Yes, Mary Knew: Why I Banned That Song
, December 14, 2020
Father James Dean of Prattville, Ala., a faithful Gregorian reader, offers this response to the article “In Defense of Mary Did you Know?”
I am one who has banned “Mary Did You Know?” from all of our Catholic Parish events — Mass, Adoration, Praise & Worship, Christmas Parties, etc. — for one reason: Its denial of the Immaculate Conception. Though I admire your attempt to take a middle ground on “Mary Did You Know?” I think it is mistaken on this most fundamental doctrine of our Catholic Faith.
In decreeing the Immaculate Conception, Pope Pius IX stated:
We declare, pronounce, and define that the doctrine which holds that the most Blessed Virgin Mary, in the first instance of her conception, by a singular grace and privilege granted by Almighty God, in view of the merits of Jesus Christ, the Savior of the human race, was preserved free from all stain of original sin, is a doctrine revealed by God and therefore to be believed firmly and constantly by all the faithful (Ineffabilis Deus, December 8, 1854, emphasis added).
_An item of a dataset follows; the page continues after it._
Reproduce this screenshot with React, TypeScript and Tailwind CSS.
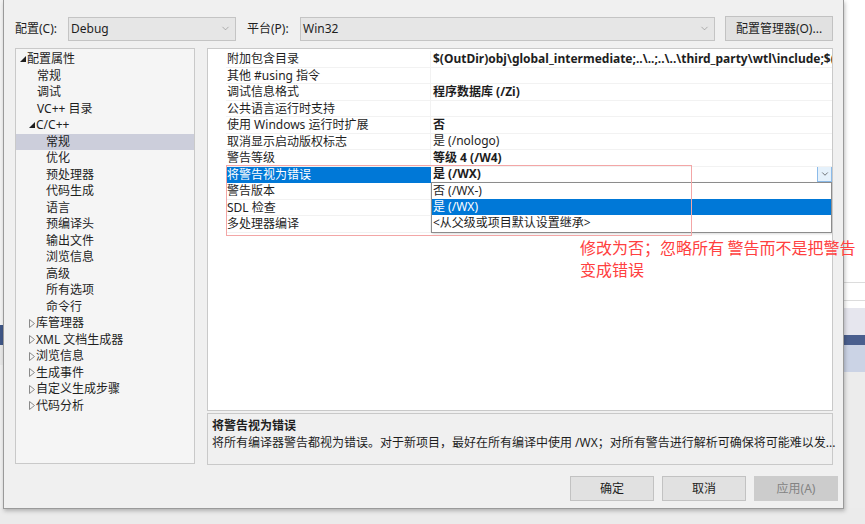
import { ChevronDown } from 'lucide-react'

type TreeItem = {
  label: string
  level: 0 | 1 | 2
  arrow?: 'open' | 'closed'
  selected?: boolean
}

const treeItems: TreeItem[] = [
  { label: '配置属性', level: 0, arrow: 'open' },
  { label: '常规', level: 1 },
  { label: '调试', level: 1 },
  { label: 'VC++ 目录', level: 1 },
  { label: 'C/C++', level: 1, arrow: 'open' },
  { label: '常规', level: 2, selected: true },
  { label: '优化', level: 2 },
  { label: '预处理器', level: 2 },
  { label: '代码生成', level: 2 },
  { label: '语言', level: 2 },
  { label: '预编译头', level: 2 },
  { label: '输出文件', level: 2 },
  { label: '浏览信息', level: 2 },
  { label: '高级', level: 2 },
  { label: '所有选项', level: 2 },
  { label: '命令行', level: 2 },
  { label: '库管理器', level: 1, arrow: 'closed' },
  { label: 'XML 文档生成器', level: 1, arrow: 'closed' },
  { label: '浏览信息', level: 1, arrow: 'closed' },
  { label: '生成事件', level: 1, arrow: 'closed' },
  { label: '自定义生成步骤', level: 1, arrow: 'closed' },
  { label: '代码分析', level: 1, arrow: 'closed' },
]

type Prop = { name: string; value?: string; bold?: boolean; selected?: boolean }

const props: Prop[] = [
  { name: '附加包含目录', value: '$(OutDir)obj\\global_intermediate;..\\..;..\\..\\third_party\\wtl\\include;$(', bold: true },
  { name: '其他 #using 指令' },
  { name: '调试信息格式', value: '程序数据库 (/Zi)', bold: true },
  { name: '公共语言运行时支持' },
  { name: '使用 Windows 运行时扩展', value: '否', bold: true },
  { name: '取消显示启动版权标志', value: '是 (/nologo)' },
  { name: '警告等级', value: '等级 4 (/W4)', bold: true },
  { name: '将警告视为错误', value: '是 (/WX)', bold: true, selected: true },
  { name: '警告版本' },
  { name: 'SDL 检查' },
  { name: '多处理器编译' },
]

function Arrow({ kind }: { kind: 'open' | 'closed' }) {
  if (kind === 'open') {
    return (
      <svg width="6" height="6" viewBox="0 0 6 6" className="shrink-0">
        <path d="M6 0 L6 6 L0 6 Z" fill="#1e1e1e" />
      </svg>
    )
  }
  return (
    <svg width="6" height="9" viewBox="0 0 6 9" className="shrink-0">
      <path d="M0.5 0.5 L5.5 4.5 L0.5 8.5 Z" fill="none" stroke="#8a8a8a" strokeWidth="1" />
    </svg>
  )
}

function TreeRow({ item }: { item: TreeItem }) {
  const pad =
    item.level === 0 ? 'pl-[4px]' : item.level === 1 ? (item.arrow ? 'pl-[13px]' : 'pl-[21px]') : 'pl-[30px]'
  return (
    <div
      className={`h-[16.5px] leading-[16.5px] flex items-center whitespace-nowrap ${pad} ${
        item.selected ? 'bg-[#cccedb]' : ''
      }`}
    >
      {item.arrow && (
        <span className="w-[7px] flex items-center">
          <Arrow kind={item.arrow} />
        </span>
      )}
      <span className="text-[#1e1e1e]">{item.label}</span>
    </div>
  )
}

function Combo({ text, width }: { text: string; width: string }) {
  return (
    <div
      className={`${width} h-[24px] bg-[#e6e6e6] border border-[#c4c4c4] flex items-center justify-between pl-[2px] pr-[4px]`}
    >
      <span className="text-[#1e1e1e]">{text}</span>
      <ChevronDown size={11} strokeWidth={1.2} color="#7a7a7a" />
    </div>
  )
}

function Button({ label, disabled }: { label: string; disabled?: boolean }) {
  return (
    <div
      className={`w-[84px] h-[25px] flex items-center justify-center border ${
        disabled ? 'bg-[#cccccc] border-[#cccccc] text-[#838383]' : 'bg-[#e1e1e1] border-[#c2c2c2] text-[#1e1e1e]'
      }`}
    >
      {label}
    </div>
  )
}

export default function App() {
  return (
    <div className="w-[865px] h-[524px] bg-[#ebebeb] overflow-hidden flex font-['Segoe_UI','Noto_Sans','Noto_Sans_CJK_SC',sans-serif] text-[12px]">
      {/* sliver of background window on the left */}
      <div className="w-[3px] h-[508px] flex flex-col bg-[#f3f3f3]">
        <div className="h-[325px]" />
        <div className="h-[20px] bg-[#3f5787]" />
        <div className="h-[20px] bg-[#e8e8e8]" />
        <div className="flex-1 bg-[#f0f0f0]" />
      </div>

      <div className="flex flex-col">
        {/* dialog */}
        <div className="relative w-[841px] h-[509px] bg-[#f0f0f0] border-l border-r border-b border-[#9a9a9a] shadow-[1px_2px_4px_rgba(0,0,0,0.25)]">
          {/* top row */}
          <div className="flex items-center mt-[16px] pl-[11px] h-[25px]">
            <span className="w-[53px] text-[#1e1e1e]">配置(C):</span>
            <Combo text="Debug" width="w-[168px]" />
            <span className="w-[53px] ml-[11px] text-[#1e1e1e]">平台(P):</span>
            <Combo text="Win32" width="w-[415px]" />
            <div className="ml-[10px] w-[108px] h-[25px] bg-[#e1e1e1] border border-[#c2c2c2] flex items-center justify-center text-[#1e1e1e]">
              配置管理器(O)...
            </div>
          </div>

          {/* main area */}
          <div className="flex mt-[7px] pl-[11px] gap-[12px]">
            {/* tree */}
            <div className="w-[180px] h-[416px] bg-[#f5f5f5] border border-[#c9c9c9] pt-[2px]">
              {treeItems.map((it, i) => (
                <TreeRow key={i} item={it} />
              ))}
            </div>

            <div className="w-[626px] flex flex-col gap-[2px]">
              {/* property grid */}
              <div className="relative h-[363px] bg-white border border-[#c9c9c9] pt-[2px] overflow-hidden">
                {props.map((p, i) => (
                  <div key={i} className="flex h-[16.5px] leading-[16.5px]">
                    <div className="w-[18px]" />
                    <div
                      className={`w-[205px] pl-[1px] whitespace-nowrap border-r border-b ${
                        p.selected
                          ? 'bg-[#0078d7] text-white border-[#0078d7]'
                          : 'text-[#1e1e1e] border-[#f2f2f2]'
                      }`}
                    >
                      {p.name}
                    </div>
                    <div className="flex-1 min-w-0 flex items-center justify-between border-b border-[#f2f2f2] pl-[2px] overflow-hidden">
                      <span
                        className={`whitespace-nowrap text-[#1e1e1e] ${p.bold ? 'font-bold' : ''}`}
                      >
                        {p.value}
                      </span>
                      {p.selected && (
                        <div className="shrink-0 w-[15px] h-[16px] bg-[#e5f1fb] border border-[#8cbbe9] flex items-center justify-center">
                          <ChevronDown size={10} strokeWidth={1.6} color="#333" />
                        </div>
                      )}
                    </div>
                  </div>
                ))}

                {/* open dropdown list */}
                <div className="absolute left-[223px] top-[133px] w-[401px] h-[51px] bg-white border border-[#8c8c8c] shadow-[1px_1px_2px_rgba(0,0,0,0.15)]">
                  <div className="h-[16px] leading-[16px] pl-[1px] text-[#1e1e1e]">否 (/WX-)</div>
                  <div className="h-[16px] leading-[16px] pl-[1px] bg-[#0078d7] text-white">是 (/WX)</div>
                  <div className="h-[16px] leading-[16px] pl-[1px] text-[#1e1e1e]">&lt;从父级或项目默认设置继承&gt;</div>
                </div>
              </div>

              {/* description */}
              <div className="h-[52px] bg-[#f0f0f0] border border-[#c9c9c9] pl-[4px] pt-[3px]">
                <div className="font-bold leading-[17px] text-[#1e1e1e]">将警告视为错误</div>
                <div className="leading-[17px] whitespace-nowrap text-[#1e1e1e]">
                  将所有编译器警告都视为错误。对于新项目，最好在所有编译中使用 /WX；对所有警告进行解析可确保将可能难以发...
                </div>
              </div>
            </div>
          </div>

          {/* buttons */}
          <div className="flex justify-end gap-[8px] mt-[11px] pr-[5px]">
            <Button label="确定" />
            <Button label="取消" />
            <Button label="应用(A)" disabled />
          </div>

          {/* annotation overlay */}
          <div className="absolute left-[222px] top-[165px] w-[466px] h-[71px] border border-[#f3a6a6] pointer-events-none" />
          <div className="absolute left-[576px] top-[236px] text-[16px] leading-[22px] text-[#ff4040] whitespace-nowrap font-['Noto_Sans_CJK_SC',sans-serif]">
            <div>修改为否；忽略所有 警告而不是把警告</div>
            <div>变成错误</div>
          </div>
        </div>
      </div>

      {/* sliver of background window on the right */}
      <div className="flex-1 h-[508px] flex flex-col bg-white">
        <div className="h-[282px]" />
        <div className="h-[1px] bg-[#dcdcdc]" />
        <div className="h-[17px]" />
        <div className="h-[1px] bg-[#dcdcdc]" />
        <div className="h-[7px]" />
        <div className="h-[27px] bg-[#e6e6ee]" />
        <div className="h-[10px] bg-[#4a5f8e]" />
        <div className="h-[27px] bg-[#cbd3e5]" />
        <div className="flex-1 bg-[#ececec]" />
      </div>
    </div>
  )
}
Second, the most troublesome question in the song doesn’t trouble me, for one. “Did you know that your Baby Boy has come to make you new? / This Child that you delivered will soon deliver you.”
Yes, as we will celebrate on Dec. 8, Mary was immaculately conceived: She was already “delivered” when she delivered Jesus. But she was delivered precisely by the death and resurrection of Christ, which from the point of view of the manger was an event in the future. This is possible for God, who is not constrained by time, but for Mary, who is constrained by time, the fact that her past deliverance was still in the future was definitely worth spending some time pondering.
Though the redemption of the human race was to take place at a future time than the birth of Jesus, it was not so with Mary. At the manger, Mary was already delivered. Her redemption was not still to come at the crucifixion — for it was not at the chronological time of the crucifixion that the grace was brought back in time to retroactively preserve Mary from sin, it was at her conception that the grace was transported from the future event of the crucifixion back to Mary (as God is outside of space and time) to preserve her from being tainted by the stain of original sin.
So, in contradiction to Ineffabilis Deus, the thought that, “for Mary, who is constrained by time, the fact that her past deliverance was still in the future …” is heretical, for Mary, even at the manger, was at that very moment, without sin, since her conception!